There’s not many key cases to consult. But here they are in reverse order: Reed v. ShackBiddle v. Perovich; Ex parte GrossmanU.S. v. KleinEx parte Garland; and U.S. v. Wilson.

To be sure, each of the above cases stands for a different proposition of law viz. the pardon power–but none of them include a discussion of what “shall” means. It’s just not a valid avenue under current constitutional jurisprudence.

And, since there’s simply no time for a new constitutional theory to develop and bloom in the next six years, this effectively takes a crusade against “shall” off the table for any attempts to limit the pardon power presently possessed by President Trump.

Even fellow travelers like Brad Miller, who wrote a breezy series of paragraphs under the heading, “Presidential Pardon Power May Not Be So Absolute After All,” doesn’t attempt to play games with receptive readers’ heads by tilting at the power of “shall.”
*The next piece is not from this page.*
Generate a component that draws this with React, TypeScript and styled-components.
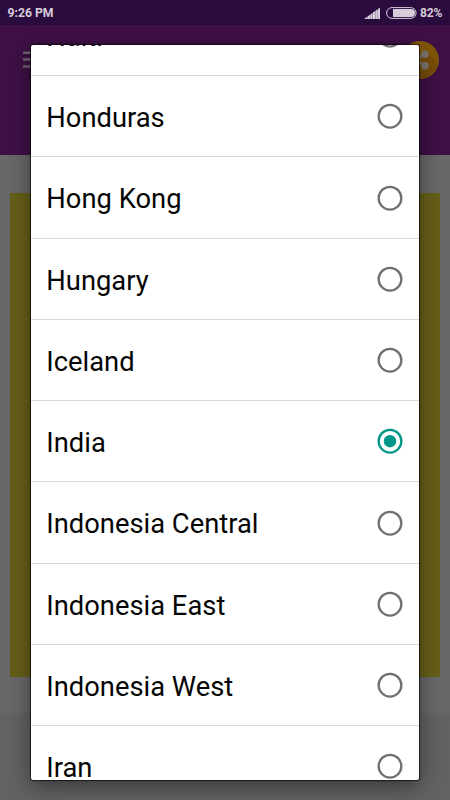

Rather, Miller opines, Supreme Court precedent on the presidential pardon power is old and it’s time for the courts to catch up. That’s a different and much more valid argument. But it’s also less than likely to catch on in time to limit Trump’s authority here.

Let’s return to the text.

There are only two limitations to President Trump’s pardon power and they’re simply not implicated in the Flynn and Manafort cases. Flynn and Manafort are charged with crimes against the United States. And, it’s obvious that neither case involves impeachment.

Let’s also not miss what’s really going on here: liberals are upset because Trump has pardon power and might use it. Conservatives were similarly upset when Bill Clinton and Barack Obama exercised their constitutional pardon power. None of those prior criticisms over presidential pardons resembled a legal analysis whatsoever–and this is also the case now.

TL;DR–Trump can pardon Manafort and Flynn if and when he chooses to do. And there’s not much anyone can do about it. Discussions of possibly exercising a permissible and proper use of constitutionally-delineated authority are not particularly controversial–at least not in a legal sense.

The political implications of any such potential pardons, of course, are another story altogether.